How to spot the same trap in your own Rust code

The lesson for Rust code is not that `Cow<str>` is bad. It is that any zero-copy or generic abstraction has to earn its keep in the hot path, especially when it pulls tokenization, normalization, or state tracking into the design. If the abstraction survives only because it feels elegant, measure it twice.

When you are looking for this kind of slowdown, check for the same warning signs:

  • A borrowed-or-owned type crosses a hot boundary, but the code immediately normalizes or rewrites the data anyway.
  • A parser or formatter keeps extra state only to preserve flexibility that the caller never uses.
  • The code has more branches for shape management than for actual output work.
  • The benchmark gets slower on common data shapes, not just on pathological ones.
  • Removing a wrapper type makes the code easier to read and easier for the compiler to optimize at the same time.

The trick is to ask whether the abstraction is saving work or just moving it around. In JJPWRGEM, `Cow<str>` was doing the second one, and once number normalization was rewritten to match the formatter’s real job, the improvement landed where it counted.

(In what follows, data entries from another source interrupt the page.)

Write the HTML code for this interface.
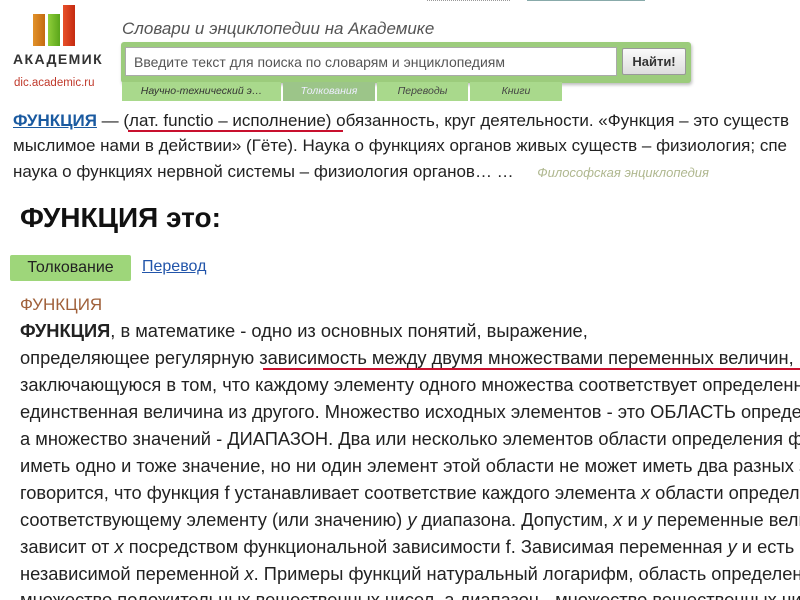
<!DOCTYPE html>
<html><head><meta charset="utf-8"><style>
*{margin:0;padding:0;box-sizing:border-box}
html,body{width:800px;height:600px;overflow:hidden}
body{background:#fff;font-family:"Liberation Sans","DejaVu Sans",sans-serif;position:relative;color:#222}
#w{position:absolute;left:0;top:0;width:800px;height:600px;overflow:hidden}
.a{position:absolute;white-space:nowrap}
.l{position:absolute;left:20px;white-space:nowrap;font-size:18.3px;line-height:20px;color:#222}
i{font-style:italic}
.red{position:absolute;height:2px;background:#c8102e}
</style></head><body><div id="w">
<div class="a" style="left:33px;top:14px;width:12px;height:32px;background:linear-gradient(90deg,#e2922a,#c46a10)"></div>
<div class="a" style="left:48px;top:14px;width:12px;height:32px;background:linear-gradient(90deg,#8fce3a,#5aa51a)"></div>
<div class="a" style="left:63px;top:5px;width:12px;height:41px;background:linear-gradient(90deg,#e8502a,#c42a10)"></div>
<div class="a" style="left:13px;top:51px;font-size:14px;font-weight:bold;letter-spacing:1.4px;color:#333">АКАДЕМИК</div>
<div class="a" style="left:14px;top:77px;font-size:11.5px;color:#c0392b">dic.academic.ru</div>
<div class="a" style="left:427px;top:0;width:83px;border-top:1px dotted #999"></div>
<div class="a" style="left:527px;top:0;width:118px;border-top:1px solid #8aa"></div>
<div class="a" style="left:122px;top:19px;font-size:17px;font-style:italic;color:#555">Словари и энциклопедии на Академике</div>
<div class="a" style="left:121px;top:42px;width:570px;height:41px;background:#9ccc7c;border-radius:3px;box-shadow:1px 2px 3px #bbb"></div>
<div class="a" style="left:125px;top:47px;width:492px;height:29px;background:#fff;border:1px solid #aaa;font-size:14px;color:#555;padding:6px 8px">Введите текст для поиска по словарям и энциклопедиям</div>
<div class="a" style="left:622px;top:48px;width:64px;height:27px;background:linear-gradient(#fafafa,#ddd);border:1px solid #999;border-radius:2px;font-size:13px;font-weight:bold;color:#333;text-align:center;line-height:25px">Найти!</div>
<div class="a" style="left:122px;top:82px;width:159px;height:19px;background:#a9d98c;font-size:10.5px;font-style:italic;color:#333;text-align:center;line-height:19px">Научно-технический э…</div>
<div class="a" style="left:283px;top:82px;width:92px;height:19px;background:#9cc589;font-size:10.5px;font-style:italic;color:#eef;text-align:center;line-height:19px">Толкования</div>
<div class="a" style="left:377px;top:82px;width:91px;height:19px;background:#a9d98c;font-size:10.5px;font-style:italic;color:#444;text-align:center;line-height:19px">Переводы</div>
<div class="a" style="left:470px;top:82px;width:92px;height:19px;background:#a9d98c;font-size:10.5px;font-style:italic;color:#444;text-align:center;line-height:19px">Книги</div>
<div class="a" style="left:13px;top:111px;font-size:17px;line-height:20px"><b style="color:#1a5aa0;text-decoration:underline">ФУНКЦИЯ</b> — (лат. functio – исполнение) обязанность, круг деятельности. «Функция – это существ</div>
<div class="red" style="left:128px;top:130px;width:215px"></div>
<div class="a" style="left:13px;top:136px;font-size:17px;line-height:20px">мыслимое нами в действии» (Гёте). Наука о функциях органов живых существ – физиология; спе</div>
<div class="a" style="left:13px;top:162px;font-size:17px;line-height:20px">наука о функциях нервной системы – физиология органов… …&nbsp;&nbsp;&nbsp;&nbsp;&nbsp;<span style="font-size:13px;font-style:italic;color:#b0b890">Философская энциклопедия</span></div>
<div class="a" style="left:20px;top:202px;font-size:28px;font-weight:bold;color:#111">ФУНКЦИЯ это:</div>
<div class="a" style="left:10px;top:255px;width:121px;height:26px;background:#9ed67a;border-radius:2px;font-size:16px;line-height:26px;text-align:center;color:#222">Толкование</div>
<div class="a" style="left:142px;top:258px;font-size:16px;color:#2255aa;text-decoration:underline">Перевод</div>
<div class="a" style="left:20px;top:295px;font-size:17px;color:#a0603a">ФУНКЦИЯ</div>
<div class="l" style="top:321px"><b>ФУНКЦИЯ</b>, в математике - одно из основных понятий, выражение,</div>
<div class="l" style="top:348px">определяющее регулярную зависимость между двумя множествами переменных величин,</div>
<div class="red" style="left:263px;top:368px;width:537px"></div>
<div class="l" style="top:375px">заключающуюся в том, что каждому элементу одного множества соответствует определенная</div>
<div class="l" style="top:402px">единственная величина из другого. Множество исходных элементов - это ОБЛАСТЬ определения,</div>
<div class="l" style="top:429px">а множество значений - ДИАПАЗОН. Два или несколько элементов области определения функции</div>
<div class="l" style="top:456px">иметь одно и тоже значение, но ни один элемент этой области не может иметь два разных значения</div>
<div class="l" style="top:483px">говорится, что функция f устанавливает соответствие каждого элемента <i>x</i> области определения</div>
<div class="l" style="top:510px">соответствующему элементу (или значению) <i>y</i> диапазона. Допустим, <i>x</i> и <i>y</i> переменные величины</div>
<div class="l" style="top:537px">зависит от <i>x</i> посредством функциональной зависимости f. Зависимая переменная <i>y</i> и есть функция</div>
<div class="l" style="top:564px">независимой переменной <i>x</i>. Примеры функций натуральный логарифм, область определения</div>
<div class="l" style="top:590px">множество положительных вещественных чисел, а диапазон - множество вещественных чисел</div>
</div></body></html>
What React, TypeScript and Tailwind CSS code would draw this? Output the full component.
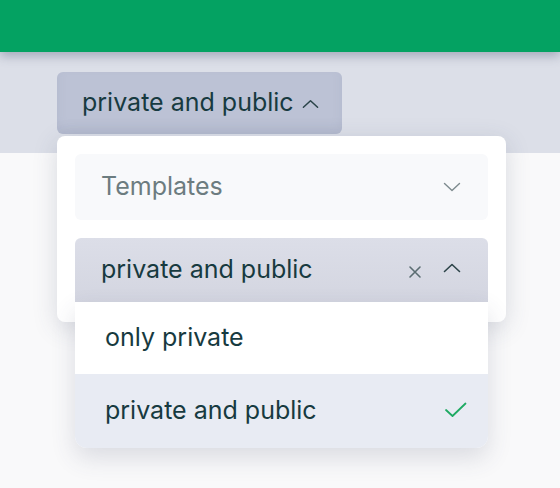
import React from 'react';

function ChevronUp({ className = '' }: { className?: string }) {
    return (
        <svg className={className} width="18" height="10" viewBox="0 0 18 10" fill="none" stroke="currentColor" strokeWidth="1.6" strokeLinecap="round" strokeLinejoin="round">
            <path d="M1.5 8.5 L9 1.5 L16.5 8.5" />
        </svg>
    );
}

function ChevronDown({ className = '' }: { className?: string }) {
    return (
        <svg className={className} width="18" height="10" viewBox="0 0 18 10" fill="none" stroke="currentColor" strokeWidth="1.4" strokeLinecap="round" strokeLinejoin="round">
            <path d="M1.5 1.5 L9 8.5 L16.5 1.5" />
        </svg>
    );
}

export default function App() {
    return (
        <div className="w-[560px] h-[488px] bg-[#f9f9fa] overflow-hidden relative" style={{ fontFamily: 'Inter, "Noto Sans", sans-serif' }}>
            <div className="h-[52px] bg-[#04a262] relative z-10 shadow-[0_4px_10px_rgba(60,70,100,0.35)]" />
            <div className="h-[101px] bg-[#dcdfe8] px-[57px] pt-[20px]">
                <div className="relative w-[285px]">
                    <button className="w-[285px] h-[62px] rounded-md bg-[#bcc2d5] flex items-center pl-[25px] gap-[8px] text-[25px] text-[#173a40] shadow-[inset_0_-6px_8px_rgba(150,160,185,0.25)]">
                        <span>private and public</span>
                        <ChevronUp className="w-[17px] text-[#2a4449] mt-[2px]" />
                    </button>

                    <div className="absolute left-0 top-[64px] w-[449px] bg-white rounded-lg shadow-[0_6px_24px_rgba(60,70,100,0.18)] p-[18px] flex flex-col gap-[18px] z-20">
                        <div className="h-[66px] rounded-md bg-[#f8f9fb] flex items-center justify-between pl-[26px] pr-[27px]">
                            <span className="text-[25px] text-[#6c7c80]">Templates</span>
                            <ChevronDown className="text-[#7d8a8e]" />
                        </div>
                        <div className="relative">
                            <div className="h-[66px] rounded-t-md bg-gradient-to-b from-[#dcdee8] to-[#d3d5e0] flex items-center justify-between pl-[26px] pr-[27px] pb-[2px]">
                                <span className="text-[25px] text-[#173a40]">private and public</span>
                                <div className="flex items-center gap-[21px]">
                                    <svg width="14" height="14" viewBox="0 0 14 14" stroke="#5b6d72" strokeWidth="1.6" strokeLinecap="round" className="mt-[4px]">
                                        <path d="M2 2 L12 12 M12 2 L2 12" />
                                    </svg>
                                    <ChevronUp className="text-[#2d4449] -mt-[4px]" />
                                </div>
                            </div>
                            <div className="absolute left-0 top-[64px] w-full bg-white rounded-b-xl shadow-[0_10px_24px_rgba(60,70,100,0.16)] overflow-hidden">
                                <div className="h-[72px] flex items-center pl-[30px] text-[25px] text-[#173a40]">only private</div>
                                <div className="h-[74px] flex items-center justify-between pl-[30px] pr-[20px] bg-[#e8ebf3] text-[25px] text-[#173a40]">
                                    <span>private and public</span>
                                    <svg width="24" height="18" viewBox="0 0 24 18" fill="none" stroke="#1faa63" strokeWidth="1.8" strokeLinecap="round" strokeLinejoin="round" className="mt-[-2px]">
                                        <path d="M2 9 L8.5 15 L21.5 2.5" />
                                    </svg>
                                </div>
                            </div>
                        </div>
                    </div>
                </div>
            </div>
        </div>
    );
}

The Rust community noticed because the story is practical, not theoretical

The post later turned up in This Week in Rust 651 and drew discussion on Lobsters, which makes sense for a story that is both specific and easy to generalize. Rust developers know the temptation to reach for flexible types early, and they also know how often the best performance wins come from deleting a layer instead of adding one.

That is why this one sticks: JJPWRGEM was already fast enough to embarrass big-name tools on a 2 MB JSON file, yet the best improvement still came from removing unnecessary abstraction in the number path. The opening lesson holds all the way through the benchmark data and the later community discussion: in Rust, the cleanest speedup is often the one that makes the machine do less thinking.